Szlengel and his wife managed to avoid deportation. Luckily, he was assigned to one of the German enterprises using Jewish slave labor- Toebbens’ factory. He and his wife began living in the so-called “brush shop” at no.34 Świętojerska Street. One of his neighbors was Marek Edelman. 

 

“Szlengel dedicated himself completely to writing.”- writes Magdalena Stańczuk. “He resurrected, on his own this time, the Live Journal, filled with social satire, which he read out during literary evenings on Saturdays. The fame of the so-called “farces” quickly went beyond the small room of the apartment in Świętojerska and began bringing in a wider and stranger audience, because together with the brush-shop workers and the management, some important people started showing up to Władek’s performances.”

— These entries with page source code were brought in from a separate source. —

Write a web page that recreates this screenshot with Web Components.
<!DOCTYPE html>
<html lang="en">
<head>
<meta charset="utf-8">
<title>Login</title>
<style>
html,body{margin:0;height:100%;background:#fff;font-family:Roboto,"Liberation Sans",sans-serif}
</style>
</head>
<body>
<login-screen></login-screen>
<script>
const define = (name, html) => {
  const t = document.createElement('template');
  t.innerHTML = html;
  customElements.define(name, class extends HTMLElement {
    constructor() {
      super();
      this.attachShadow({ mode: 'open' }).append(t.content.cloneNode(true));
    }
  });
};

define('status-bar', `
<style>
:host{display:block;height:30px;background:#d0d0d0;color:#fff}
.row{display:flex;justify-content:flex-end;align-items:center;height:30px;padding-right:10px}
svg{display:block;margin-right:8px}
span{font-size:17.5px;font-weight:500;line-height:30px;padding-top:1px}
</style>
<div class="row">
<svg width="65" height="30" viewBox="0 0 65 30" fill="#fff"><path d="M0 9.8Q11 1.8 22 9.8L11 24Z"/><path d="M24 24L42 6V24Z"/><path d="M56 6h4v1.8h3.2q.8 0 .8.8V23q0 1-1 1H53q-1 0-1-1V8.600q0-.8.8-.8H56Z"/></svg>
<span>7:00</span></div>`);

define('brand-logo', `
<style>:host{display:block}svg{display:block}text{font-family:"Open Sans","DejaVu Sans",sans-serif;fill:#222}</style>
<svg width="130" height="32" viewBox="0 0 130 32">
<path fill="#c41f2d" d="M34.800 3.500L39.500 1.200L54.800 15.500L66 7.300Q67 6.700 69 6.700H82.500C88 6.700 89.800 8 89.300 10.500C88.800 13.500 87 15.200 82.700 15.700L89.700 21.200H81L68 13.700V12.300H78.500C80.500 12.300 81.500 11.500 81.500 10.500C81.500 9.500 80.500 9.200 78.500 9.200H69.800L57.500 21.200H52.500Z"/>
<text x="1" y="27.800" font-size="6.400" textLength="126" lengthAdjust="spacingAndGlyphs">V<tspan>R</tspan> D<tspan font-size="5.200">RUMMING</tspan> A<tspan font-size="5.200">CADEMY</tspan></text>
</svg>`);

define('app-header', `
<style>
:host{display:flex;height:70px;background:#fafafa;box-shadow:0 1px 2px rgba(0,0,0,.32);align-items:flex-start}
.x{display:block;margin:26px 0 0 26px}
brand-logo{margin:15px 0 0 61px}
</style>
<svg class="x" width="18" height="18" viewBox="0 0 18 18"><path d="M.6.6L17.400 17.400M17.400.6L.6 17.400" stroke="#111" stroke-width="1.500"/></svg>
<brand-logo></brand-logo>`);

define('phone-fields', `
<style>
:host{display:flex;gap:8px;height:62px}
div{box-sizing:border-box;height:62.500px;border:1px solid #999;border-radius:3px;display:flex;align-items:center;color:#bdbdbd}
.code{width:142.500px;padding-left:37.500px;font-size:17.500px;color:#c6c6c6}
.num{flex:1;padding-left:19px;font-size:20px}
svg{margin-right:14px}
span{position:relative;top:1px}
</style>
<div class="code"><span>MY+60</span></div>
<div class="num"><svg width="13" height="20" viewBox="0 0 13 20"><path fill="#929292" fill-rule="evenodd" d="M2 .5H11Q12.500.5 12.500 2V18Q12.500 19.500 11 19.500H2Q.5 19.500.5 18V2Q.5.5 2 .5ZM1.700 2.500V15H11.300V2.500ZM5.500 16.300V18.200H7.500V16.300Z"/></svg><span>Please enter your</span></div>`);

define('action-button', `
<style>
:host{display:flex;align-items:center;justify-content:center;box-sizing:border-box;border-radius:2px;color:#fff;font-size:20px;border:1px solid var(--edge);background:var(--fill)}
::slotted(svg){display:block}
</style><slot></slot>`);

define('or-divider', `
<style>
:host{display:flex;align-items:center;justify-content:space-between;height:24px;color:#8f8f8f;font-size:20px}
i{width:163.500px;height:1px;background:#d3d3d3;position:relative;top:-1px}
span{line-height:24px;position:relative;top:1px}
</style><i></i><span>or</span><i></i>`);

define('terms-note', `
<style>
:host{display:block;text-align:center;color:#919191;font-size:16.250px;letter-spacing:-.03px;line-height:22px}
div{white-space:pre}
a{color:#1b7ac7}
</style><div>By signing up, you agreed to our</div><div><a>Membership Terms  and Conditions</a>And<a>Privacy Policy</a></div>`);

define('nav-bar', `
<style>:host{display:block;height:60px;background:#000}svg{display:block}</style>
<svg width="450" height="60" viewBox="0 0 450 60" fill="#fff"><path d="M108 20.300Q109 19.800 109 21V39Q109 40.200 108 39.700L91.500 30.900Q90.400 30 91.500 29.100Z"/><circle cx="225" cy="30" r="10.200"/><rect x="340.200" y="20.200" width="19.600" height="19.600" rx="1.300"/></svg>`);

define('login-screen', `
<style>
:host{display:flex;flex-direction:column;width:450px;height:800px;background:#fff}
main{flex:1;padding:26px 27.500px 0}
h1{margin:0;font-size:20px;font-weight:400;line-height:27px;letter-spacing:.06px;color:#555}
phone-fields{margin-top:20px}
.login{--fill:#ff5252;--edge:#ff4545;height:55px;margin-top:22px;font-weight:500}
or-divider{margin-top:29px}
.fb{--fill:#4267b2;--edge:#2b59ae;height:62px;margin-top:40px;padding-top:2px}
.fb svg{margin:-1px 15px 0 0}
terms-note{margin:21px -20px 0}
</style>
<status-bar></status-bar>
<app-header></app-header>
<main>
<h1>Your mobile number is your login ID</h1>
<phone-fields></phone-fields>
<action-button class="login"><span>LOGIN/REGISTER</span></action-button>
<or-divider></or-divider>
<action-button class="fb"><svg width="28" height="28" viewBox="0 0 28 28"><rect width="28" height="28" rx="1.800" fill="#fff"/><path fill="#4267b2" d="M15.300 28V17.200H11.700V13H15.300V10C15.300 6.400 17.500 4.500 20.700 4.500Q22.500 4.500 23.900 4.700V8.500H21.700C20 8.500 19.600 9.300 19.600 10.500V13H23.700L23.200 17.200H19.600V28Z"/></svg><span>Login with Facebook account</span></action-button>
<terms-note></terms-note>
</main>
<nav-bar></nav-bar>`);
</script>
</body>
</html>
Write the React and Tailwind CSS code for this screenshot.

Alongside his artistic activities Szlengel also collected interesting documents and notes, planning to describe the life in the ghetto. He ran out of time. He was interrupted by the selection that began on the 18th of January in the brush-shop. He described it in his moving text Co czytałem umarłym (What I read to the dead). 


After that, Szlengel lost hope. He managed to leave the ghetto a couple of times under the guise of transporting products from the factory. He searched for help, support and a hiding place among his friends on the Aryan side. 


He searched in vain. Finally, with his wife and a group of Jews, he hid in the Szymon Kac bunker at no.36 Świętojerska Street. On the 8th of May 1943, during the Ghetto Uprising, the Germans discovered the bunker. All the Jews hiding in it- 130 people- were executed on the same day. Władysław Szlengel was among them. 


Magdalena Stańczuk describes the poet’s death: “ (…) he died uneventfully, without the shine of a hero, without fireworks, just as millions of nameless victims (…), like thousands of innocent, simple people whose lives and deaths he managed to preserve in his poetry.” 

The text is based on Magdalena Stańczuk’s book Władysław Szlenegel. The Unknown Poet. A Selection of texts.  published in 2013 by Bellona and the documents collected at the Emanuel Ringelblum Jewish Historical Institute in Warsaw.